Le public avait pu découvrir Lee Sang-geun en 2019 avec le réjouissant Exit, gros succès populaire du cinéma coréen et film d’ouverture du Festival du Film Coréen à Paris (FFCP) cette année là. Pour son deuxième film, il passe de la comédie d’aventure au film fantastique sentimental avec Pretty Crazy (le titre original signifie littéralement « un démon vient d’emménager »), mettant à nouveau en vedette Lim Yoona.
Un trentenaire au chômage tombe sous le charme d’une de ses nouvelles voisines. Seulement, il ne tarde pas à découvrir son secret : la nuit, à 2h du matin exactement, elle devient une autre personne, possiblement démoniaque. Malgré lui, il va se retrouver mêlé à ses aventures.
L’esthétique et le casting du film annoncent la couleur : on se trouve devant un film visant en priorité le public des dramas et des webtoons, avec une vedette de kpop, Yoona de Girl’s Generation, et un acteur, Ahn Bo-hyun, qui, bien que vu l’an dernier dans Veteran 2, est avant tout connu pour sa carrière sur le petit écran. Le film mise sur la puissance comique de son duo principal, et en particulier sur les grimaces de Yoona, pour capter l’attention de son spectateur, et le résultat global est très sympathique. Tourné en 2022 et produit par Ryoo Seung-wan, précédemment connu sous le nom de « le rendez-vous de 2h du matin », ce film est l’une des victimes de la crise qui touche toute l’industrie coréenne post-COVID. Privé de sortie pendant deux ans, promu à Cannes un an avant plutôt que l’année de sa sortie, le film n’a pas connu le succès espéré, malgré ses qualités.

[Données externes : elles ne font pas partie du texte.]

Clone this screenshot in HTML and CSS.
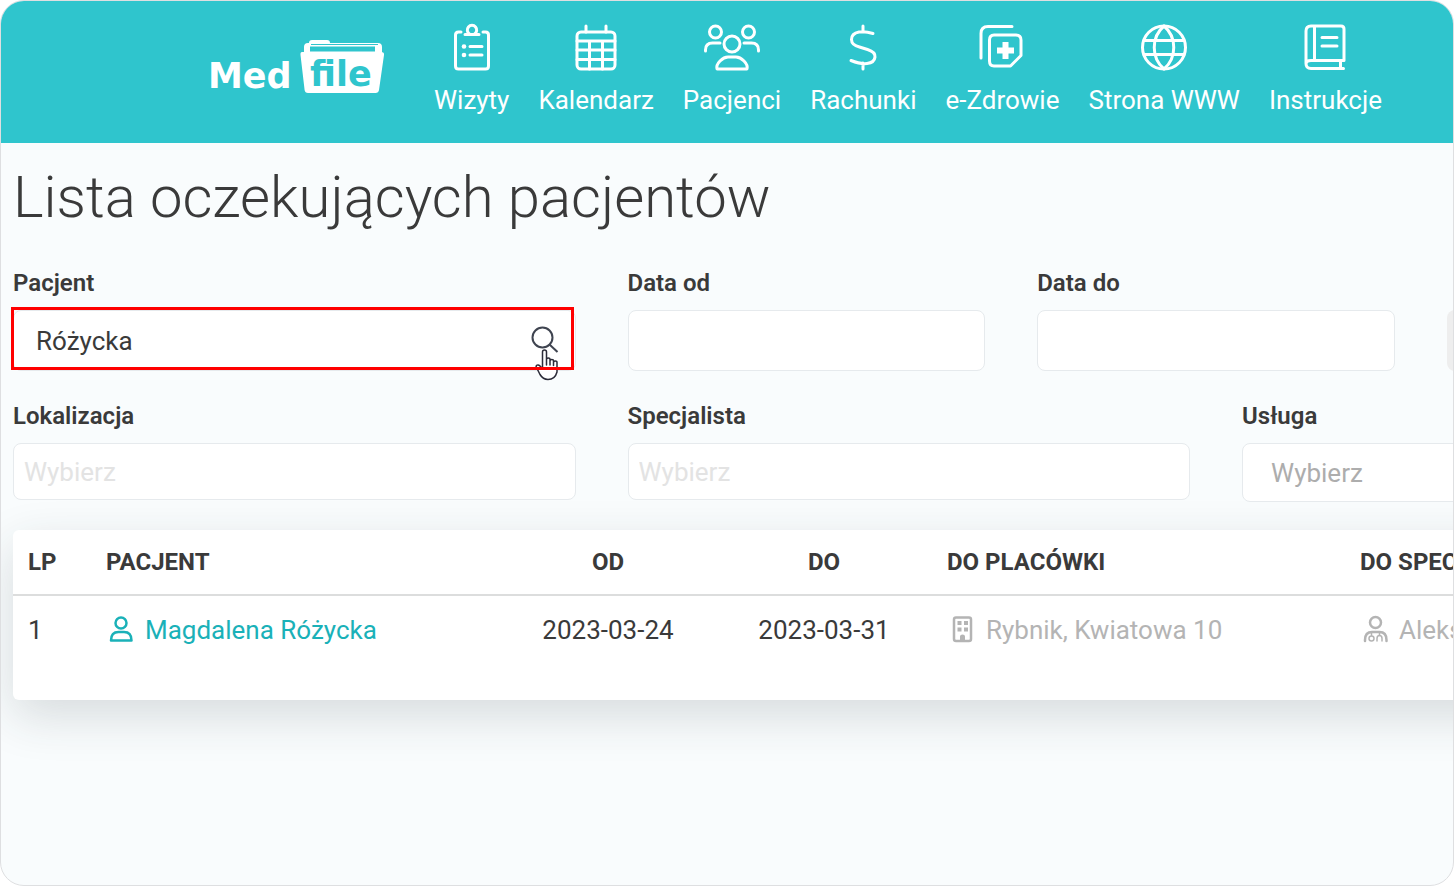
FILE: index.html
```html
<!DOCTYPE html>
<html lang="pl">
<head>
<meta charset="utf-8">
<meta name="viewport" content="width=device-width, initial-scale=1">
<title>Lista oczekujących pacjentów</title>
<link rel="stylesheet" href="styles.css">
</head>
<body>
<div class="frame">
  <header class="topbar">
    <a class="logo" href="#" aria-label="MedFile">
      <svg width="176" height="56" viewBox="0 0 176 56">
        <text class="logo-text" x="-2" y="48">Med</text>
        <path d="M94 14V7q0-4 4-4h1q0-3 3-3h15q3 0 3 3h48q4 0 4 4v7z" fill="#fff"/>
        <path d="M101 4.500h67" stroke="#2fc5cd" stroke-width="1" fill="none"/>
        <path d="M100 6.500h65v5h-65z" fill="#2fc5cd"/>
        <path d="M92 12h79q3.500 0 3 3l-5 35q-.5 3-3.500 3H98q-3 0-3.400-3L90.500 15q-.3-3 1.500-3z" fill="#fff"/>
        <text class="logo-text logo-text-dark" x="100" y="46">file</text>
      </svg>
    </a>
    <nav class="nav">
      <a class="nav-item" href="#">
        <svg class="nav-icon" width="48" height="48" viewBox="0 0 48 48">
          <path d="M13 9h-2.500q-3 0-3 3v31q0 3 3 3h27q3 0 3-3V12q0-3-3-3H35"/>
          <path d="M17 11.500h14M21.500 11a4.700 4.700 0 1 1 5 0"/>
          <path d="M22 23.500h12M22 32h12"/><circle class="dot" cx="16" cy="23.500" r="2.300"/><circle class="dot" cx="16" cy="32" r="2.300"/>
        </svg>
        <span>Wizyty</span>
      </a>
      <a class="nav-item" href="#">
        <svg class="nav-icon" width="48" height="48" viewBox="0 0 48 48">
          <rect x="5" y="9" width="38" height="37" rx="4"/>
          <path d="M14 3v6M34 3v6M5 18h38M5 27h38M5 36.500h38M17.500 18v28M30.500 18v28"/>
        </svg>
        <span>Kalendarz</span>
      </a>
      <a class="nav-item" href="#">
        <svg class="nav-icon" width="60" height="48" viewBox="0 0 60 48">
          <circle cx="13.500" cy="9" r="6"/><circle cx="46.500" cy="9" r="6"/><circle cx="30" cy="21" r="8"/>
          <path d="M3.500 28v-1q0-7 7-7H18M56.500 28v-1q0-7-7-7H42"/>
          <path d="M15 46h30q1-4-3-8-4-4-8-4h-8q-4 0-8 4-4 4-3 8z"/>
        </svg>
        <span>Pacjenci</span>
      </a>
      <a class="nav-item" href="#">
        <svg class="nav-icon" width="48" height="48" viewBox="0 0 48 48">
          <path d="M24 3v6M24 40v6M34 10.500Q26 8 20 9 12.500 10.500 12.500 16.500q0 5.500 8 7.500l8 2.500q8 2.500 7.500 7.500-.5 5.500-8 6.500-6.500.8-16-3"/>
        </svg>
        <span>Rachunki</span>
      </a>
      <a class="nav-item" href="#">
        <svg class="nav-icon" width="48" height="48" viewBox="0 0 48 48">
          <path d="M3 35V10.500q0-7 7-7h24"/>
          <path d="M16 12h22q5 0 5 5v15.500L32.500 43H16q-4.500 0-4.500-5V17q0-5 4.500-5z"/>
          <path class="plus" d="M27.500 19v17M19 27.500h17"/>
        </svg>
        <span>e-Zdrowie</span>
      </a>
      <a class="nav-item" href="#">
        <svg class="nav-icon" width="48" height="48" viewBox="0 0 48 48">
          <circle cx="24" cy="24.500" r="21.500"/>
          <path d="M24 3c-13 11-13 32 0 43M24 3c13 11 13 32 0 43M4 17.500h40M4 31.500h40"/>
        </svg>
        <span>Strona WWW</span>
      </a>
      <a class="nav-item" href="#">
        <svg class="nav-icon" width="48" height="48" viewBox="0 0 48 48">
          <path d="M42.500 45.500H10q-5 0-5-5V8q0-5 5-5h30q3 0 3 3v31.500H10q-5 0-5 3.500M39.500 37.500v8M13.500 3v34.500M21 14.500h15M21 23h15"/>
        </svg>
        <span>Instrukcje</span>
      </a>
    </nav>
  </header>

  <main class="content">
    <h1 class="title">Lista oczekujących pacjentów</h1>

    <form class="filters">
      <div class="field field-wide">
        <label for="patient">Pacjent</label>
        <div class="search">
          <input id="patient" class="control control-padded" type="text" value="Różycka">
          <button class="search-button" type="button" aria-label="Szukaj">
            <svg width="30" height="30" viewBox="0 0 30 30"><circle cx="12.500" cy="12.500" r="10"/><path d="M19.500 19.500l8 7.500"/></svg>
          </button>
          <svg class="pointer" width="24" height="32" viewBox="0 0 24 32">
            <path d="M7.500 20V3q0-2 2-2t2 2v13-5.500q0-1.500 1.800-1.500T15 10.500V16v-4q0-1.500 1.800-1.500t1.700 1.500v4.500-3q0-1.500 1.800-1.500T22 13.500V23q-2 7.500-9 7.500-5 0-8-5L1.500 18.500q-1-1.500.5-2.300t3 .8z"/>
          </svg>
        </div>
      </div>
      <div class="field">
        <label for="from">Data od</label>
        <input id="from" class="control" type="text">
      </div>
      <div class="field">
        <label for="to">Data do</label>
        <input id="to" class="control" type="text">
      </div>
      <div class="field field-action">
        <button class="filter-button" type="button" aria-label="Filtruj"></button>
      </div>
      <div class="field field-wide">
        <label for="location">Lokalizacja</label>
        <input id="location" class="control control-tags" type="text" placeholder="Wybierz">
      </div>
      <div class="field field-wide">
        <label for="specialist">Specjalista</label>
        <input id="specialist" class="control control-tags" type="text" placeholder="Wybierz">
      </div>
      <div class="field field-wide">
        <label for="service">Usługa</label>
        <select id="service" class="control control-select"><option>Wybierz</option></select>
      </div>
    </form>

    <section class="card">
      <table class="list">
        <colgroup><col class="c-no"><col class="c-patient"><col class="c-date"><col class="c-date"><col class="c-place"><col></colgroup>
        <thead>
          <tr><th>LP</th><th>PACJENT</th><th class="center">OD</th><th class="center">DO</th><th>DO PLACÓWKI</th><th>DO SPECJALISTY</th></tr>
        </thead>
        <tbody>
          <tr>
            <td>1</td>
            <td><a class="entry link" href="#">
              <svg class="entry-icon" width="30" height="30" viewBox="0 0 30 30"><circle cx="15" cy="8" r="5.500"/><path d="M5 25.500h20.500q0-8.500-7.500-8.500h-5.500q-7.500 0-7.500 8.500z"/></svg>Magdalena Różycka</a></td>
            <td class="center">2023-03-24</td>
            <td class="center">2023-03-31</td>
            <td><span class="entry muted">
              <svg class="entry-icon" width="30" height="30" viewBox="0 0 30 30"><rect x="7" y="2.500" width="17" height="23.500" rx="2"/><path class="solid" d="M10.500 6h4v4h-4zM17 6h4v4h-4zM10.500 12.500h4v4h-4zM17 12.500h4v4h-4zM13 26.500v-5q0-2 2.500-2t2.500 2v5z"/></svg>Rybnik, Kwiatowa 10</span></td>
            <td><span class="entry muted">
              <svg class="entry-icon" width="30" height="30" viewBox="0 0 30 30"><circle cx="15.500" cy="7.500" r="5.500"/><path d="M5 26v-1q0-8 7-8h7.500q7 0 7 8v1"/><path class="fine" d="M11.500 17v3.500M19.500 17v3.500"/><circle class="fine" cx="11.500" cy="23.500" r="2.500"/><path class="fine" d="M17 26v-2.500q0-3 2.500-3t2.500 3V26"/></svg>Aleksandra Nowak</span></td>
          </tr>
        </tbody>
      </table>
    </section>
  </main>
</div>
</body>
</html>
```
FILE: styles.css
```css
* { box-sizing: border-box; }

body {
  margin: 0;
  background: #fff;
  color: #3a3a3a;
  font: 26px/32px Roboto, "Liberation Sans", sans-serif;
}

.frame {
  min-height: 100vh;
  overflow: hidden;
  border: 1px solid #dedfe1;
  border-radius: 24px;
  background: #f9fcfd;
}

.topbar {
  display: flex;
  align-items: flex-start;
  gap: 48px;
  padding: 22px 24px 27px 209px;
  background: #2fc5cd;
}

.logo { flex: none; margin-top: 17px; }
.logo svg { display: block; overflow: visible; }
.logo-text { fill: #fff; font: 700 35px "DejaVu Sans", sans-serif; }
.logo-text-dark { fill: #2fc5cd; }

.nav { display: flex; gap: 29px; }
.nav-item {
  display: flex;
  flex-direction: column;
  align-items: center;
  gap: 13px;
  color: #fff;
  text-decoration: none;
  white-space: nowrap;
}
.nav-icon { fill: none; stroke: #fff; stroke-width: 3; stroke-linecap: round; stroke-linejoin: round; }
.nav-icon .dot { fill: #fff; stroke: none; }
.nav-icon .plus { stroke-width: 6; stroke-linecap: butt; }

.content { padding: 19px 12px; }

.title {
  margin: 0 0 37px;
  font-size: 58px;
  line-height: 70px;
  font-weight: 300;
  white-space: nowrap;
}

.filters {
  display: grid;
  grid-template-columns: repeat(12, 1fr);
  gap: 31px 52px;
  width: 168.5%;
}
.field { grid-column: span 2; display: flex; flex-direction: column; gap: 13px; min-width: 0; }
.field-wide { grid-column: span 3; }
.field-action { justify-content: flex-end; grid-column: span 5; }
.field label { font-size: 24px; line-height: 28px; font-weight: 600; }

.control {
  display: block;
  width: 100%;
  height: 61px;
  padding: 0 10px;
  border: 1px solid #e6eaed;
  border-radius: 8px;
  outline: 0;
  background: #fff;
  color: #3a3a3a;
  font: inherit;
}
.control-padded { padding: 0 60px 0 22px; }
.control-tags { height: 57px; }
.control-tags::placeholder { color: #e3e3e3; opacity: 1; }
.control-select { height: 59px; padding: 0 28px; color: #adadad; appearance: none; }

.search { position: relative; }
.search::after {
  content: "";
  position: absolute;
  inset: -3px 2px 1px -2px;
  border: 3px solid #f00;
  pointer-events: none;
}
.search-button {
  position: absolute;
  top: 15px;
  right: 16px;
  padding: 0;
  border: 0;
  background: none;
  cursor: pointer;
}
.search-button svg { display: block; fill: none; stroke: #3f4450; stroke-width: 2; }
.pointer {
  position: absolute;
  top: 39px;
  right: 17px;
  fill: #fff;
  stroke: #2b2b38;
  stroke-width: 1.5;
  stroke-linejoin: round;
}

.filter-button { width: 204px; height: 61px; border: 0; border-radius: 8px; background: #eee; }

.card {
  width: 168.5%;
  margin-top: 28px;
  padding-bottom: 37px;
  border-radius: 6px;
  background: #fff;
  box-shadow: 0 16px 48px rgba(40, 50, 55, .16);
}

.list { width: 100%; table-layout: fixed; border-collapse: collapse; }
.c-no { width: 78px; }
.c-patient { width: 409px; }
.c-date { width: 216px; }
.c-place { width: 413px; }
.list th, .list td { height: 68px; padding: 0 15px; text-align: left; white-space: nowrap; }
.list th { height: 65px; border-bottom: 2px solid #dcdddd; font-size: 24px; font-weight: 700; }
.list .center { text-align: center; }

.entry { display: flex; align-items: center; gap: 9px; }
.entry-icon { flex: none; fill: none; stroke: currentColor; stroke-width: 2.5; stroke-linecap: round; stroke-linejoin: round; }
.entry-icon .solid { fill: currentColor; stroke: none; }
.entry-icon .fine { stroke-width: 1.5; }
.link { color: #1ab1b8; text-decoration: none; }
.muted { color: #b4b4b4; }
```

Le dispositif est volontairement farcesque, avec des insultes, des coups et des contorsions : l’entité qui possède l’héroïne cherche à se donner l’image la plus caricaturalement malveillante possible, alors qu’on se rend assez tôt compte qu’il va y avoir un secret à révéler. Les acteurs s’en tirent bien dans les différents registre, que le film essaie d’émouvoir ou d’amuser. Structurellement il s’agit d’une comédie romantique, mais, paradoxalement, le gros du développement a lieu entre le protagoniste et l’entité, l’héroïne occupant considérablement moins l’écran que son double, dont le statut en fait un personnage dont l’intrigue ne permet pas d’espérer une conclusion romantique non tragique. Le film joue sur cette tension entre le grotesque et l’attachement, avec quelques scènes d’anthologie, soit parce que le personnage propose des idées aussi folles que spectaculaires, soit parce que la mise en scène arrive à créer des moments de tension où l’on se retrouve à craindre pour la survie de l’esprit qu’on cherche pourtant à faire disparaître.

Visuellement, on est dans les canons du genre, avec une esthétique très télévisuelle sur les scènes de jour et une dimension plus ludique sur les scènes de nuit, avec parfois des jeux de mise en scène tentant de convoquer une imagerie de film d’horreur (d’avantage sur le ton du pastiche que celui de l’épouvante). Le rythme se relâche parfois un peu, certains « épisodes » sont parfois un peu plus mous que d’autres, mais le film arrive à la destination qu’il s’est fixée avec élégance, et une sincérité communicative. Ce n’est pas un film très original ou très mémorable, maïs c’est un bonbon acidulé qui se paye en plus est le luxe de quelques moments d’humour noir et d’un soupçon de féminisme. C’est une comédie familiale qui aime ses personnages et les traite avec tendresse. Sans trop en dévoiler, la révélation de l’identité de l’entité, bien que préparée bien en amont, apporte un peu de cœur au film, au moment où les situations commencent à devenir un peu répétitives. S’il y a bien un vrai antagoniste dans le film, il sert avant tout de péripétie pour rendre les enjeux plus concrets et asseoir l’importance de la relation des protagonistes. Assez joliment écrit et inoffensif, c’est un projet qui devrait pouvoir trouver un public en vidéo et streaming.

Florent Dichy.
Pretty Crazy de Lee Sang-geun. 2025. Corée. Projeté au FFCP 2025.